A logical re-conception of neural networks: Hamiltonian bitwise part-whole architecture Download PDF

24 Mar 2023AAAI 2023 Spring Symposium Series EDGeS SubmissionReaders: Everyone
Keywords: neurosymbolic, Hamiltonian, part-whole, computational complexity cost, rich representations
TL;DR: Despite current AIs' extravagant computational expense, they produce surprising errors, that are poorly understood; HNet is a novel formal system that builds rich symbolic representations (such as part-whole) at radically low computational cost.

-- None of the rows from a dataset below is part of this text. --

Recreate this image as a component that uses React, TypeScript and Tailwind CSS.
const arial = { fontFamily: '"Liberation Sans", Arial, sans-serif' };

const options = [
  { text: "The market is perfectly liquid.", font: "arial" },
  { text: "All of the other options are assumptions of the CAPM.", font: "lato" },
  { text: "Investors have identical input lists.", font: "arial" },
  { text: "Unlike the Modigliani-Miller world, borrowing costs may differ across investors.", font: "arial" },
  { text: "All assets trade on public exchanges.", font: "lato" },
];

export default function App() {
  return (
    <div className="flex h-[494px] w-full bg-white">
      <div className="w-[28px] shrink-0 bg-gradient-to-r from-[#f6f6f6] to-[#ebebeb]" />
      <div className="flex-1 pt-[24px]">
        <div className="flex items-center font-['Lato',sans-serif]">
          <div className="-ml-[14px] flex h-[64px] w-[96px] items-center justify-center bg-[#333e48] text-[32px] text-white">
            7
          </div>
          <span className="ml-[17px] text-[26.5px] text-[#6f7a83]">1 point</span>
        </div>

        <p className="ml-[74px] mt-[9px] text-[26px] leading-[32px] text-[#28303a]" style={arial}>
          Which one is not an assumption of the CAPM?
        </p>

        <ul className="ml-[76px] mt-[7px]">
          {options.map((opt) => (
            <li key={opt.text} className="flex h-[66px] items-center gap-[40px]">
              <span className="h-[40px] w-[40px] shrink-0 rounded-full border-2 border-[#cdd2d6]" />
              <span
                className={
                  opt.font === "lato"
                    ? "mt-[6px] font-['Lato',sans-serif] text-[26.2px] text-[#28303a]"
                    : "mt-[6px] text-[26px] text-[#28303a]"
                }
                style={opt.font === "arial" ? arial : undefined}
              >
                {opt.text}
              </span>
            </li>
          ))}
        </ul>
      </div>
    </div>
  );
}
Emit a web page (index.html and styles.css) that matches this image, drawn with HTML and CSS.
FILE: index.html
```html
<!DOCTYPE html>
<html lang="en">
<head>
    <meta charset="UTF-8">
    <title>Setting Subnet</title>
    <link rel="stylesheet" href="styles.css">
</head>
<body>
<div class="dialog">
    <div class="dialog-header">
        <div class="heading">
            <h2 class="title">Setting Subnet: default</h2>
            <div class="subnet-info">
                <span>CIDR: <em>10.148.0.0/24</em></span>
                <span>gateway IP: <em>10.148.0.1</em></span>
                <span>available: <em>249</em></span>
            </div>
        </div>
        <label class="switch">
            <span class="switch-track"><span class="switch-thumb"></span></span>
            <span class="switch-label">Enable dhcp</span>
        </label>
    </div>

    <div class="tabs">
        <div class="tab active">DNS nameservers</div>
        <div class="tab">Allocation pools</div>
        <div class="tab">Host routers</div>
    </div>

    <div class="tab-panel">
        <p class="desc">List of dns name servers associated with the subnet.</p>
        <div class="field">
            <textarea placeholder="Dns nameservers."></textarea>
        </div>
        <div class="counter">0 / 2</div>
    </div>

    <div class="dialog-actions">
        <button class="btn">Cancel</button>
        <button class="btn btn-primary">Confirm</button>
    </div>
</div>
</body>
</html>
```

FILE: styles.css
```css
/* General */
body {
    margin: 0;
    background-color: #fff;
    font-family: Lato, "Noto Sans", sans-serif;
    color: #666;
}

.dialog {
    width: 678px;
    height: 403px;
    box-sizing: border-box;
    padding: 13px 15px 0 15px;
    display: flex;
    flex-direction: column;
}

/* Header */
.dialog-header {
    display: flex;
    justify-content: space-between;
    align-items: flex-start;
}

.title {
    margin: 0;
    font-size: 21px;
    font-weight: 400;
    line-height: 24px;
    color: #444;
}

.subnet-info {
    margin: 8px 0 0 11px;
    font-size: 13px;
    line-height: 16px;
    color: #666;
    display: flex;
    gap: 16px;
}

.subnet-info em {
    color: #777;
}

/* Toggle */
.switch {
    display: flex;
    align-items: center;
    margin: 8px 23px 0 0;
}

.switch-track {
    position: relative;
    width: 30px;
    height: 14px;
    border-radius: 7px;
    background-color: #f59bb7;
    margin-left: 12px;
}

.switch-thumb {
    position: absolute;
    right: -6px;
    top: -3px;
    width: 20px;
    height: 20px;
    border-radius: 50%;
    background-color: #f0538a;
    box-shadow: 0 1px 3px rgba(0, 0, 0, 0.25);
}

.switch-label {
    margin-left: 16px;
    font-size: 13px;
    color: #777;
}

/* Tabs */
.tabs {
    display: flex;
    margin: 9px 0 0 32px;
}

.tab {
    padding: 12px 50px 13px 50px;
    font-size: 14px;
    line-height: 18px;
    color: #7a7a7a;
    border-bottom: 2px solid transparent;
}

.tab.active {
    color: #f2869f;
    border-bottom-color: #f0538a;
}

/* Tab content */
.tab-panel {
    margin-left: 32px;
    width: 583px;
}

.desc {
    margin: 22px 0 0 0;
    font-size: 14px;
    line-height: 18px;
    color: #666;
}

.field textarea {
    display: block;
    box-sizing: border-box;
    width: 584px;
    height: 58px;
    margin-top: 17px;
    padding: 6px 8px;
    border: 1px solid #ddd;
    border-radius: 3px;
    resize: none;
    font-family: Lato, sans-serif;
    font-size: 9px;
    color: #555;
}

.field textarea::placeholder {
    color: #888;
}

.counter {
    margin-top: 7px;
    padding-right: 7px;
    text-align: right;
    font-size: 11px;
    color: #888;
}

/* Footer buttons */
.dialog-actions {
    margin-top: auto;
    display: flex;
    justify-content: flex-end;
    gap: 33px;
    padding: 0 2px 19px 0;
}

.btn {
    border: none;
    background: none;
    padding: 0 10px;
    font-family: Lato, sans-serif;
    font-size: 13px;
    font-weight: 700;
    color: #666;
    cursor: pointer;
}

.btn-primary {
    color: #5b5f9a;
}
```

Abstract: We introduce a simple initial working system in which relations (such as part-whole) are directly represented via an architecture with operating and learning rules fundamentally distinct from standard artificial neural network methods. Arbitrary data are straightforwardly encoded as graphs whose edges correspond to codes from a small fixed primitive set of elemental pairwise relations, such that simple relational encoding is not an add-on, but occurs intrinsically within the most basic components of the system. A novel graph-Hamiltonian operator calculates energies among these encodings, with ground states denoting simultaneous satisfaction of all relation constraints among graph vertices. The method solely uses radically low-precision arithmetic; computational cost is correspondingly low, and scales linearly with the number of edges in the data. The resulting unconventional architecture can process standard ANN examples, but also produces representations that exhibit characteristics of symbolic computation. Specifically, the method identifies simple logical relational structures in these data (part-of; next-to), building hierarchical representations that enable abductive inferential steps generating relational position-based encodings, rather than solely statistical representations. Notably, an equivalent set of ANN operations are derived, identifying a special case of embedded vector encodings that may constitute a useful approach to current work in higher-level semantic representation. The very simple current state of the implemented system invites additional tools and improvements.